Gaza crisis 'spiralling out of control' as ceasefire breaks down

Palestinians watch rescuers searching for bodies and survivors under the rubble of an apartment building, destroyed by an Israeli missile strike, in Gaza City, Monday, July 21. AP Photo/Lefteris Pitarakis

The crisis in Gaza is "fast spiralling out of control" despite attempts to hold temporary ceasefires, the latest of which began at 7am GMT today.

Israel declared that a seven-hour "humanitarian window" would begin today, following an attack on a UN-run school in Gaza on Sunday which killed at least 10 people.
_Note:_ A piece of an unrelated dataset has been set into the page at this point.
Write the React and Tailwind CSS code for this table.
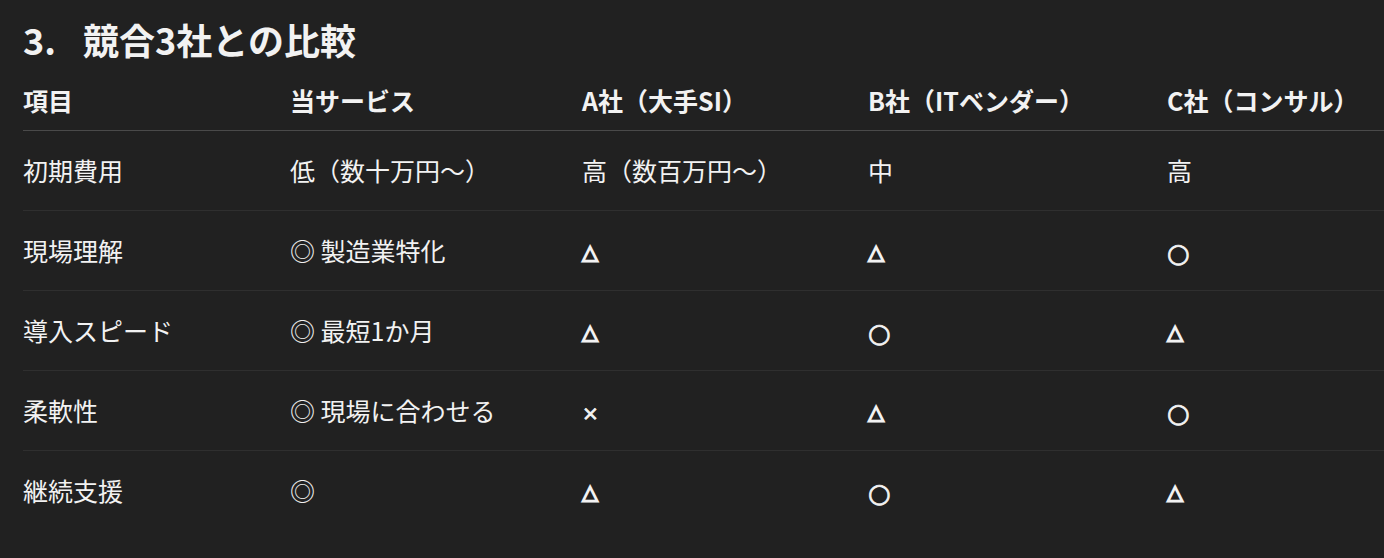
import React from 'react';

const headers = ['項目', '当サービス', 'A社（大手SI）', 'B社（ITベンダー）', 'C社（コンサル）'];

const rows = [
  ['初期費用', '低（数十万円〜）', '高（数百万円〜）', '中', '高'],
  ['現場理解', '◎ 製造業特化', '△', '△', '○'],
  ['導入スピード', '◎ 最短1か月', '△', '○', '△'],
  ['柔軟性', '◎ 現場に合わせる', '×', '△', '○'],
  ['継続支援', '◎', '△', '○', '△'],
];

const colWidths = ['w-[267px]', 'w-[292px]', 'w-[286px]', 'w-[299px]', ''];

// small marks render narrower than CJK glyphs, with a heavier stroke
const Cell = ({ value }) => {
  if (value === '△') return <span className="inline-block leading-none align-middle -mt-[3px] text-[21px] font-['DejaVu_Sans',sans-serif] [-webkit-text-stroke:1.6px_currentColor]">△</span>;
  if (value === '○') return <span className="inline-block leading-none align-middle -mt-[3px] text-[26px] font-['DejaVu_Sans',sans-serif] [-webkit-text-stroke:0.8px_currentColor]">○</span>;
  if (value === '×') return <span className="inline-block leading-none align-middle -mt-[3px] text-[20px] font-['DejaVu_Sans',sans-serif] [-webkit-text-stroke:0.8px_currentColor]">×</span>;
  return value;
};

export default function App() {
  return (
    <div className="w-[1384px] h-[558px] overflow-hidden bg-[#212121] text-[#f2f2f2] font-['Noto_Sans_CJK_JP',sans-serif]">
      <h2 className="px-[23px] pt-[16px] text-[36px] font-bold leading-[46px] flex">
        <span className="w-[60px]">3.</span>
        <span>競合3社との比較</span>
      </h2>
      <table className="ml-[23px] mt-[8px] w-[1361px] border-collapse text-[25px] leading-[36px] text-left">
        <thead>
          <tr className="border-b border-[#4a4a4a]">
            {headers.map((h, i) => (
              <th key={h} className={`${colWidths[i]} h-[60px] p-0 font-bold whitespace-nowrap`}>{h}</th>
            ))}
          </tr>
        </thead>
        <tbody>
          {rows.map((r, ri) => (
            <tr key={r[0]} className={ri < rows.length - 1 ? 'border-b border-[#2f2f2f]' : ''}>
              {r.map((c, i) => (
                <td key={i} className="p-0 whitespace-nowrap h-[80px]">
                  <Cell value={c} />
                </td>
              ))}
            </tr>
          ))}
        </tbody>
      </table>
    </div>
  );
}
Spokesperson for the Israeli Prime Minister, Mark Regev, told CNN that Israel hoped "to assist with the humanitarian relief" efforts by offering the short truce.
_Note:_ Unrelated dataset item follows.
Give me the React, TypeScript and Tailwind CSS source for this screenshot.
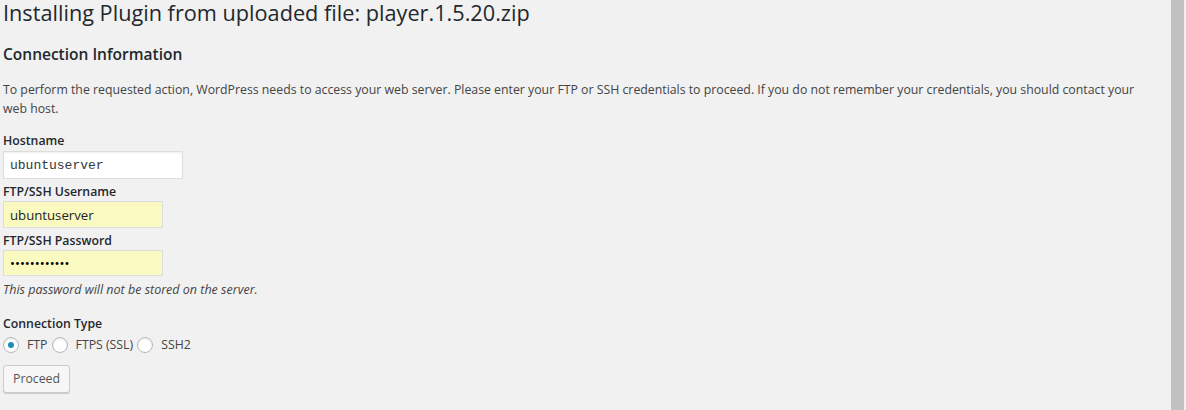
import React, { useState } from "react";

const font = { fontFamily: '"Open Sans", "Noto Sans", sans-serif' };

const App: React.FC = () => {
  const [type, setType] = useState("ftp");

  return (
    <div className="flex h-[410px] w-[1186px] overflow-hidden bg-[#f1f1f1]">
      <div className="flex-1 pl-[3px] text-[12.3px] text-[#444]" style={font}>
        <h1 className="text-[21.7px] font-normal leading-[25px] text-[#23282d]">
          Installing Plugin from uploaded file: player.1.5.20.zip
        </h1>

        <h2 className="mt-[19px] text-[15.5px] font-semibold leading-[20px] text-[#23282d]">
          Connection Information
        </h2>

        <p className="mt-[16px] pr-[30px] leading-[19px]">
          To perform the requested action, WordPress needs to access your web server. Please enter your FTP or SSH
          credentials to proceed. If you do not remember your credentials, you should contact your web host.
        </p>

        <div className="mt-[14px] flex flex-col">
          <label className="font-semibold leading-[18px] text-[#23282d]">Hostname</label>
          <input
            type="text"
            defaultValue="ubuntuserver"
            className="mt-[1px] h-[28px] w-[180px] border border-[#ddd] bg-white px-[6px] text-[13px] text-[#32373c] shadow-[inset_0_1px_2px_rgba(0,0,0,0.07)] outline-none"
            style={{ fontFamily: '"Liberation Mono", "DejaVu Sans Mono", monospace' }}
          />

          <label className="mt-[4px] font-semibold leading-[18px] text-[#23282d]">FTP/SSH Username</label>
          <input
            type="text"
            defaultValue="ubuntuserver"
            className="mt-0 h-[27px] w-[160px] border border-[#ddd] bg-[#fafac0] px-[6px] text-[13.2px] text-[#1d1d24] outline-none"
            style={font}
          />

          <label className="mt-[4px] font-semibold leading-[18px] text-[#23282d]">FTP/SSH Password</label>
          <input
            type="password"
            defaultValue="ubuntuserver"
            className="mt-0 h-[26px] w-[160px] border border-[#ddd] bg-[#fafac0] px-[6px] text-[13.2px] text-[#000] outline-none"
            style={font}
          />

          <p className="mt-[5px] text-[12.5px] italic leading-[18px]">This password will not be stored on the server.</p>
        </div>

        <div className="mt-[16px]">
          <div className="font-semibold leading-[18px] text-[#23282d]">Connection Type</div>
          <div className="mt-[3px] flex h-[18px] items-center">
            {[
              { id: "ftp", label: "FTP" },
              { id: "ftps", label: "FTPS (SSL)" },
              { id: "ssh", label: "SSH2" },
            ].map((o) => (
              <label key={o.id} className="flex cursor-pointer items-center" onClick={() => setType(o.id)}>
                <span className="flex h-[16px] w-[16px] items-center justify-center rounded-full border border-[#b4b9be] bg-white shadow-[inset_0_1px_2px_rgba(0,0,0,0.1)]">
                  {type === o.id && <span className="h-[6px] w-[6px] rounded-full bg-[#1e8cbe]" />}
                </span>
                <span className="ml-[8px] mr-[4px]">{o.label}</span>
              </label>
            ))}
          </div>
        </div>

        <button
          className="mt-[11px] h-[28px] rounded-[3px] border border-[#ccc] bg-[#f7f7f7] px-[9px] text-[12.3px] leading-[26px] text-[#555] shadow-[0_1px_0_#ccc]"
          style={font}
        >
          Proceed
        </button>
      </div>
      <div className="flex h-full w-[15px]">
        <div className="h-full w-[13px] bg-[#c1c1c1]" />
        <div className="h-full w-[2px] bg-[#f1f1f1]" />
      </div>
    </div>
  );
};

export default App;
However, according to the BBC, a senior Israeli military official said the ceasefire would not apply to the town of Rafah, and added that Israeli troops would respond if they were attacked.

Reuters now reports that officials on both sides have already accused one another of breaking the agreement.

There are reports that Israel bombed a refugee camp in Gaza City today, killing an eight-year-old girl and wounding 29 others.

Israel contends at least four rockets have been fired from the Palestinian side since the ceasefire began.

This latest breakdown is another in a series of failed attempts to bring peace in the conflict-ridden region.

Aid and development charity Oxfam has now warned that "critically low" water supplies, unsanitary conditions and overcrowding means that a public health crisis is "imminent" in Gaza.

Describing conditions as "increasingly desperate," a statement from Oxfam reveals that many Gazans are being forced to survive on just three litres of safe water a day, which is dangerously less than international emergency standards.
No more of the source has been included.